Sabine Schönfeld / 28.09.2021

Jetzt mal eine dumme Frage zum Thema Demokratie - ist dieser Zentralrat eigentlich tatsächlich demokratisch gewählt? Ich lese, 1000 Gemeindemitglieder dürfen jeweils einen Delegierten in die Ratsversammlung schicken - wird dieser eine denn demokratisch bestimmt? Wenn nicht, müsste man wohl genau da ansetzen. Ansonsten kann ich den jüdischen Mitbürgern hier nur mein volles Mitgefühl ausdrücken.

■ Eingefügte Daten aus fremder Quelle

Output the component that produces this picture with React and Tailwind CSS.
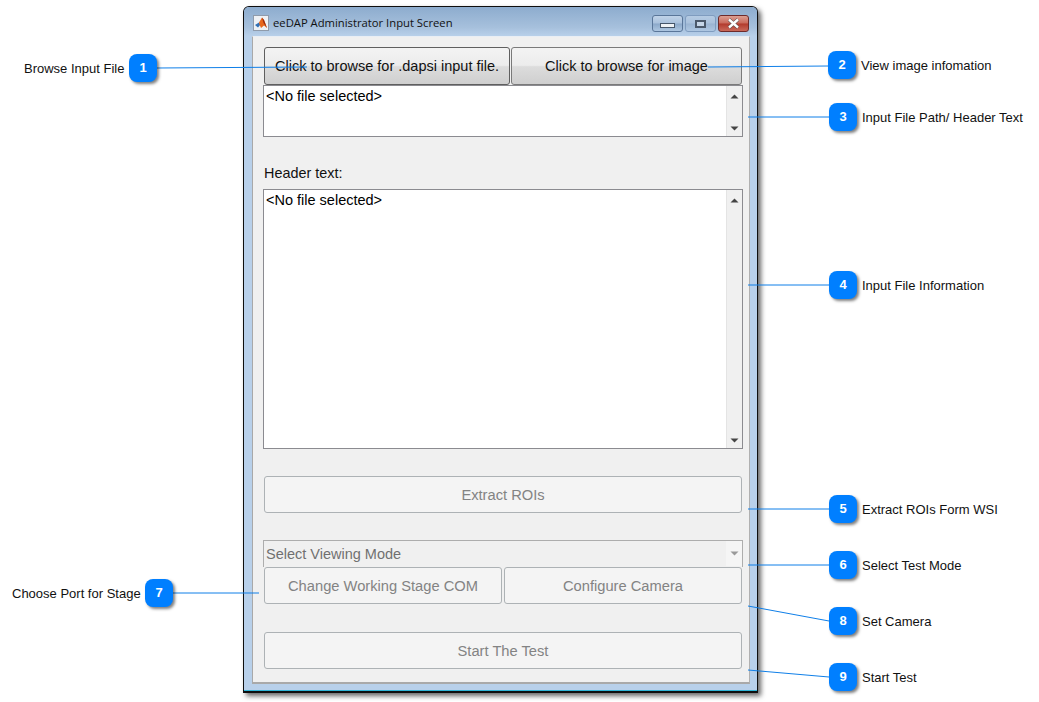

Finde ich es schon sehr ungemütlich mittlerweile als Frau in der Nachbarschaft von Menschen zu leben, die mich aufgrund dieser Eigenschaft offen zum Menschen zweiter Klasse erklären - und das in meinem eigenen Land (!) - so ist schon angesichts einschlägiger Koranpassagen und dem unendlichen Konflikt mit den arabischen Nachbarn Israels ein entspanntes jüdisches Leben in Deutschland inzwischen wohl kaum mehr möglich. Besonders schwierig ist es vermutlich dann noch, hierzulande eine jüdische Frau zu sein oder - Gipfel aller Feindstereotype des Islams - am Ende noch eine homosexuelle jüdische Frau. Was nützt dieses ganze lächerliche Gendertheater, wenn man gleichzeitig mit dem Islam eine Ideologie hätschelt, die die scheinbaren Schutzbefohlenen offen zu minderwertigen Menschen erklärt? Tatsächlich sehe ich seit 2015 in der AfD die einzige Partei, die tatsächlich noch als Verbündete der Frauen in Deutschland agiert und ich verstehe voll und ganz, wenn es viele jüdischen Mitbürgern da wohl nicht anders geht.